There are times in our lives that cause us to question every core truth we’ve ever known. This world we live in can weaken our faith, and personal tragedy can flat-out knock it into extinction. We start out singing “Blessed Assurance,” then on down the winding road our tune changes to “It’s A Hard Knock Life.” Although the Israelites may have not known the words to those songs, they were defiantly singing to their own tune. They were God’s “chosen people,” but they certainly didn’t feel like it. Because of their consistent disobedience to the One True God and refusal to listen to warnings through those whom God had sent, the Israelites found themselves overtaken by the Babylonian empire. They became prisoners of war in a foreign land for seventy….long….years. After surviving the exile and tumultuous ups and downs of returning to their homeland, they found themselves with a bad case of the spiritual doldrums. They struggled to find their significance and wrestled with their purpose – the same place that many of us find ourselves today.

But there’s another place….a sweet spot in scripture to which we must go. This is the book of Zechariah, ironically positioned as the next-to-last chapter of the Old Testament, just before the New Testament begins. When the exile-born prophet shares his testimony, his intimate encounter with the Living God, it’s as though he stutters and stammers as to report all that he saw, heard, felt and smelled. He repeats himself three times in seven sentences, saying “among the myrtle trees.” The critic in me wants to take my red pen, mark out two of them and say, “Really, Zechariah? What kind of trees? Don’t repeat yourself. We heard you the first time!” But I think Zechariah deserves some credit for, number one: not passing out, number two: taking it all in so that he would be able to convey the message to others, and number three: actually becoming a big boy and stepping up to be God’s mouthpiece. Because, let’s face it, those last two would have many of us doubting what we saw and heard and fearing what people might think of us.

So, here we have this imperfect guy who has a heavenly encounter. I can only imagine how everything looked to Zechariah, having known only a life of banishment. How green, lush and 3-D those trees must have been!

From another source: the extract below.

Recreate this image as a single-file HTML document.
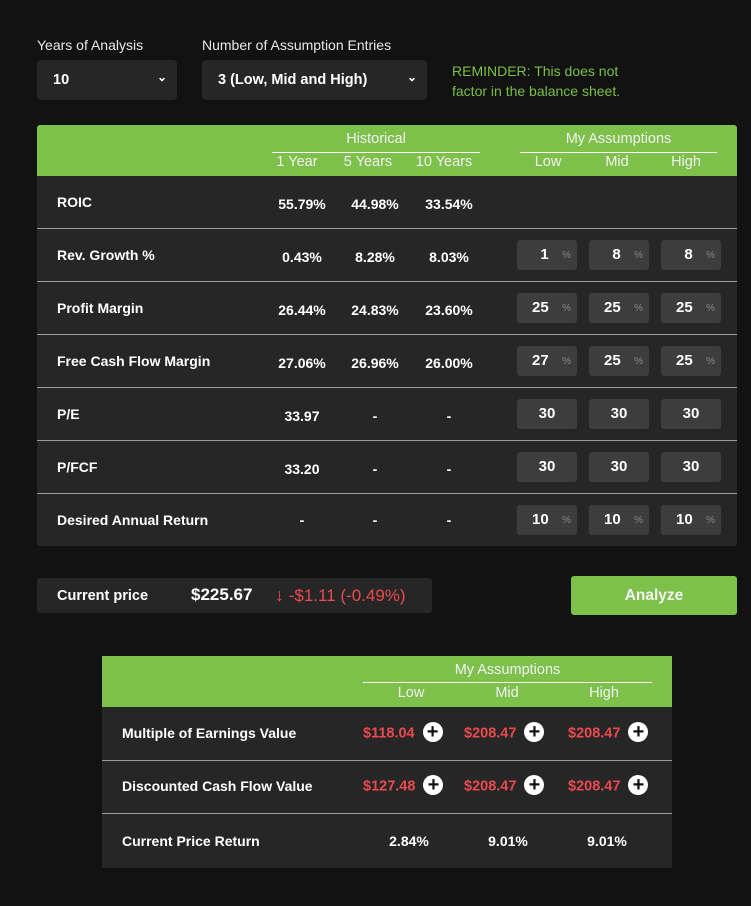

Keep in mind, myrtles in that time and region, were very different from what we know as Crepe Myrtles today. They were one of the largest trees, with their width growing equal to their height and, of course, those eye-catching, star-like blooms to boot. With their sweet scent and lush beauty, myrtle trees were foretold in restoration prophesies as growing in places of briars and thriving in desolate places – which was a sign of the Lord’s blessing on a cursed land (Isaiah 41:19/55:13). And these myrtles were just a symbol, a mere token, of the presence of Almighty God. They became a landmark of the places where God showed His overwhelming grace and His breathtaking faithfulness in the midst of the adulterous hearts of His people. They represented a place where God met His people right where they were: in the thick of hurt and healing, torn between fear and faith. He somehow, some way restored the deepest parts of their brokenness. Just as He did for them, He will do for us. Exactly what He offered to them, He offers to us. As Paul echoed, “Now to Him who is able to do immeasurably more than all we ask or imagine according to His power that is at work within us,” let us go….expectantly….among the myrtle trees.